Review: Rear Window (1954)


A movie about peeping Tom’s, this is like It’s a Wonderful Life but for nerds.

Screenplay By: John Michael Hayes
Directed By: Alfred Hitchcock

Rear Window is all about entrapment, about being shut in and forced to look out on a world you can’t partake in. It just so happens that the world you can’t partake in may contain a murder or two. How does one handle the possible knowledge of a murder when they are confined to a wheelchair in their apartment? You look, and you gather information. That information is the sinew of Rear Window, because it isn’t a movie about a voyeur but rather it is a movie about the lives that the man sees through his window. He watches the trials and tribulations of a burgeoning musician. He is privy to the relationship follies of a lady that has no luck in love. He’s witness to a marriage gone bad. Rear Window is about life in general, it merely hides that fact in the enclosed atmosphere of an apartment. The life we get to see is well thought out and full. We care about the lives of those people on the other side of the windows, because we are given reasons to care. Rear Window isn’t a movie without heart or feeling. Information may be needed to solve a murder but the information about what life is really about is the most important information of all.

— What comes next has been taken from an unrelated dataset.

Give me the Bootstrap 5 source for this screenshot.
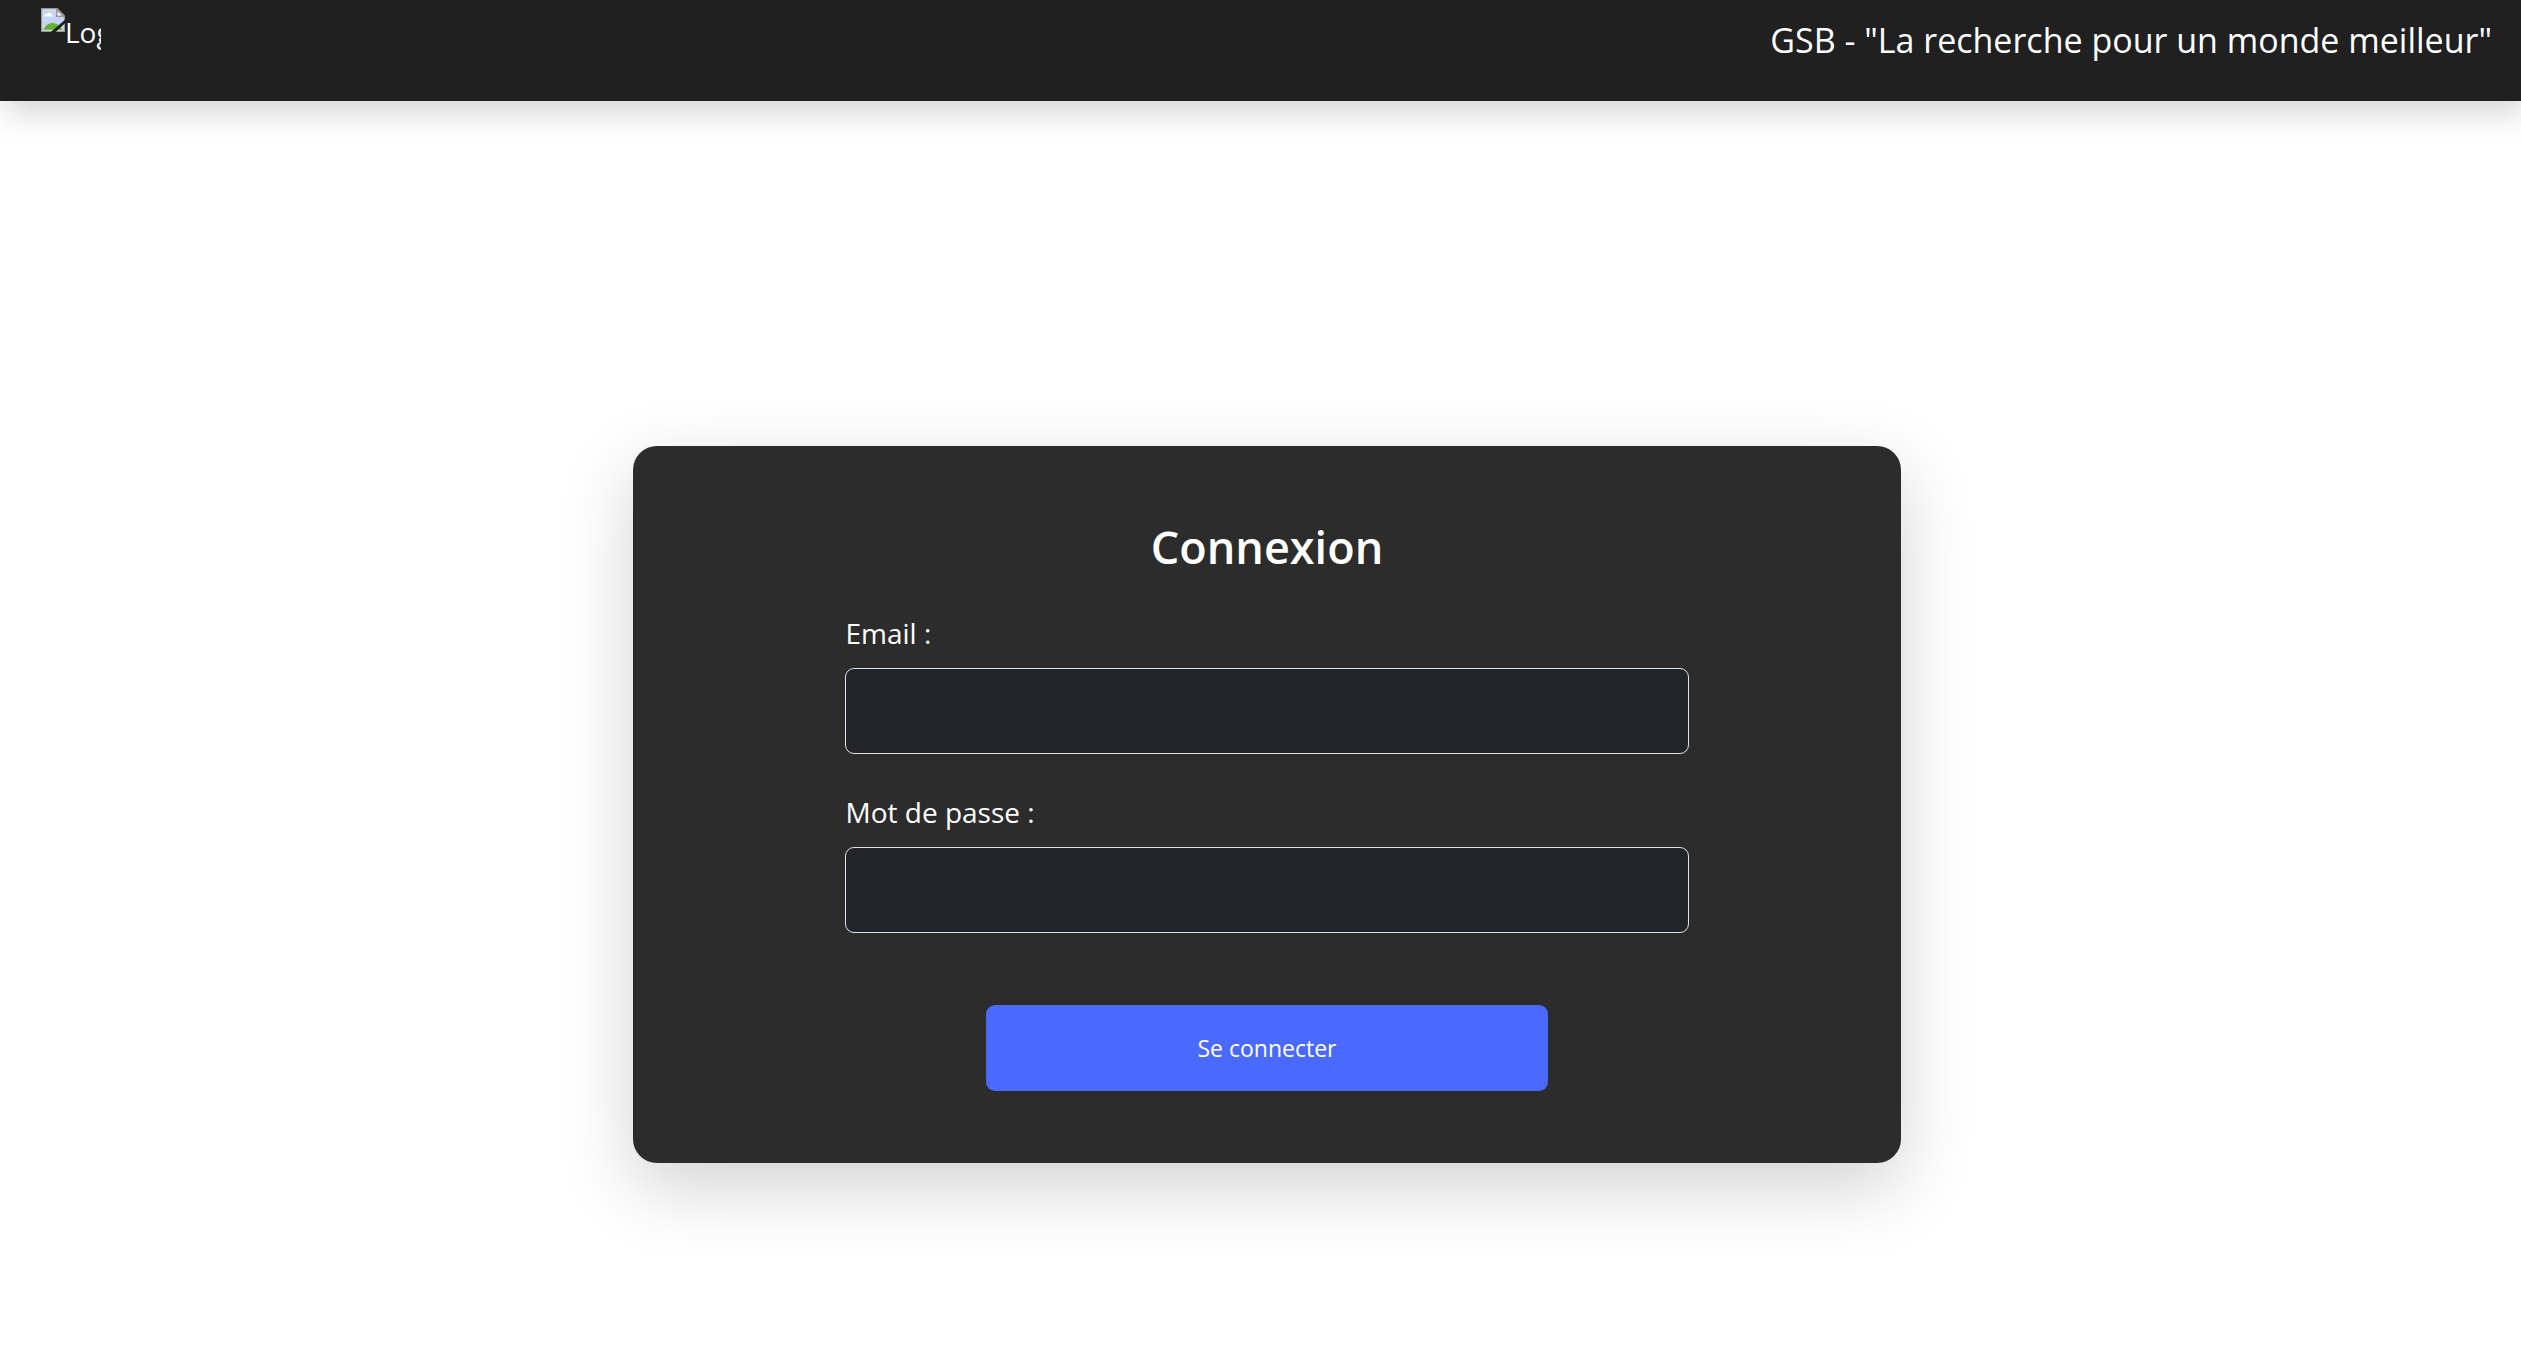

Needless to say Rear Window featured the usual suspense and brilliantly off key camera work you expect from Alfred Hitchcock. The tension in Rear Window escalates until you are left with a final few minutes so intense that you are sure Jeff is a goner. Unfortunately those last few minutes also lead to a glaring flaw in the movie, Jeff’s fall off the windowsill. I know it was 1954 and that was probably the best that could be done, but that doesn’t mean it looks any less cheesy. A moment like that is unfortunate because it takes you right out of the movie.

What keeps you in the movie is the performance of James Stewart. His role is a very limiting one, he is restricted beyond belief in what he can do. Mr. Stewart has always been a very physical actor, he speaks as much with his body language as he does with his mouth. Rear Window allowed for Mr. Stewart to impress with his eyes, his pauses in between words and his longing glances out those windows. This was one of Mr. Stewart’s best performances, and in a career full of great performances that’s no small feat. I will differ from most people in that I didn’t much care for Grace Kelly’s performance. It wasn’t a bad performance, but I felt she came across as too regal. She was so cold and stately that it felt like she was acting most of the time and I could never really get into her character as a result. But, her performance didn’t detract from the movie and none of the actors did for that matter.

Rear Window isn’t Sir Hitchcock’s best, but it is one of his best films. It’s a wonderful suspense film with comedic moments and an interesting take on the “hero.” Rear Window was shot beautifully and acted out in splendid fashion. All told Rear Window came together for one heck of a picture, if they just could have done something about Mr. Stewart’s fall.